It was said that Wang Yan did not personally handle the affairs of state, instead entrusting all the important decisions to Wang Zongbi. Wang Zongbi, however, was corrupt and accepted many bribes, while Song Guangsi flattered both the emperor and him. This was seen as the beginning of the decline of the Former Shu state. It was also said that Wang Yan, Empress Dowager Xu, and Consort Dowager Xu often spent their times visiting the estates of officials and sceneries, drinking, and reciting poems, and the expenses for escorting them created a drain on the treasury. Further, Empress Dowager Xu and Consort Dowager Xu were also selling political offices, including offices as high as prefectural prefects, for money, further corrupting the political scene. Further, whenever Wang Yan's trusted officials and generals violated laws, he would not issue punishment, such that laws lost their powers.

In late 919, one of the major generals, Wang Yan's adoptive brother Wang Zonglang (王宗郎) the military governor of Xiongwu Circuit (雄武, headquartered in modern Ankang, Shaanxi) was declared to have committed crimes. Wang Yan stripped him of his titles and imperially bestowed name (changing his name back to his original name of Quan Shilang (全師郎)) and had another general, Sang Hongzhi (桑弘志) the military governor of Wuding Circuit (武定, headquartered in modern Hanzhong, Shaanxi) attack him. Sang quickly defeated and captured Quan, delivering him back to the capital Chengdu, but Wang Yan then released Quan. (Neither Quan's crimes nor the reason why Quan was then released was stated in historical records.)

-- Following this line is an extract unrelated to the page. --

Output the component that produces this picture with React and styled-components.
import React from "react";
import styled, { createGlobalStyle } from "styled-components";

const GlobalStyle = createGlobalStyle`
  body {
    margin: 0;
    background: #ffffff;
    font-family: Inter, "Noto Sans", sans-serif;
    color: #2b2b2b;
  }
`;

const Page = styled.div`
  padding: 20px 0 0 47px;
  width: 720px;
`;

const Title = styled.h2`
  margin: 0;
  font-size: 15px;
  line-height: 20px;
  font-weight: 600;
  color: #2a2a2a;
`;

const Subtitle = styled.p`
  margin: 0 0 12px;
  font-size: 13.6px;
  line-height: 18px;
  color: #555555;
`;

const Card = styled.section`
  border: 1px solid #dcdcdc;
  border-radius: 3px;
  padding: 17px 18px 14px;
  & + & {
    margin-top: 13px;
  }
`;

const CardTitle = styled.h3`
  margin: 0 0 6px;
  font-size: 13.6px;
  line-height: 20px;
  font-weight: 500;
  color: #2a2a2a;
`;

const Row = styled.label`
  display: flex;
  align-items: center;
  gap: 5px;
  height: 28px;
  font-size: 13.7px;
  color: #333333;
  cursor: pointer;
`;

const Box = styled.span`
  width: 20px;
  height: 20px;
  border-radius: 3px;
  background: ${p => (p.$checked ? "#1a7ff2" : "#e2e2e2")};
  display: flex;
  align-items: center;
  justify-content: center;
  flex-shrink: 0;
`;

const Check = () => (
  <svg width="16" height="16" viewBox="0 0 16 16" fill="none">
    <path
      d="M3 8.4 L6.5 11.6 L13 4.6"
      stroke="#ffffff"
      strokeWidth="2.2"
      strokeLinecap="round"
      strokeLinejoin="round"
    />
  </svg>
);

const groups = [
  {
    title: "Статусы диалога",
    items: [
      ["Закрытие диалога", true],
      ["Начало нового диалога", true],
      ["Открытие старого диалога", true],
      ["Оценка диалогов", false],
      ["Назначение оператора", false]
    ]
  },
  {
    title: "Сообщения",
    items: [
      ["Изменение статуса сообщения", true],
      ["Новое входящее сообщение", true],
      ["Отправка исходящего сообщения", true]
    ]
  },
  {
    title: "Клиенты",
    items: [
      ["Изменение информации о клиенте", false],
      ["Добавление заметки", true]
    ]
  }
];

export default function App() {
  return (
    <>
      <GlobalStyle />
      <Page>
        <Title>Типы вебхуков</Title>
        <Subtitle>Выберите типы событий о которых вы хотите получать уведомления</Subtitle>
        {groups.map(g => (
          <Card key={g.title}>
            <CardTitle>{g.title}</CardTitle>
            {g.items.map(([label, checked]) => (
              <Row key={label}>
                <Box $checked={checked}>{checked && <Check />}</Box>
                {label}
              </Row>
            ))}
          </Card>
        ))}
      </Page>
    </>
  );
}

In 920, there was an incident when Wang Yan went to offer sacrifices at the imperial temple dedicated to his father Wang Jian; he had the ladies from the palace, as well as the officials, offer food sacrifices and dedicate music that were not in accordance with Confucian regulations. When the sheriff Zhang Shiqiao (張士喬) urged him to follow proper regulations, Wang Yan became so angry that he almost put Zhang to death, only relenting when Empress Dowager Xu interceded. (Zhang was still exiled and committed suicide on the way to exile.)

Later in 920, during a campaign against Qi, Wang Yan decided to personally, with much fanfare, head to the frontline, despite contrary urging by official Duan Rong (段融). After reaching the frontline, he then returned to Chengdu, leaving the campaign to the generals. It was said that this tour much drained the resources of the prefectures that he went through. There was also an incident where a beautiful lady, the daughter of one He Kang (何康) of Lang Prefecture (閬州, in modern Nanchong, Sichuan) was ready to be married. Wang Yan seized her, giving silk to her would-be husband as compensation, but the would-be husband became so saddened that he died. Similarly, in 921, he seized the daughter of army officer Wang Chenggang (王承綱), and when Wang Chenggang asked for her back, he exiled Wang Chenggang. (Wang Chenggang's daughter, upon hearing this, committed suicide.)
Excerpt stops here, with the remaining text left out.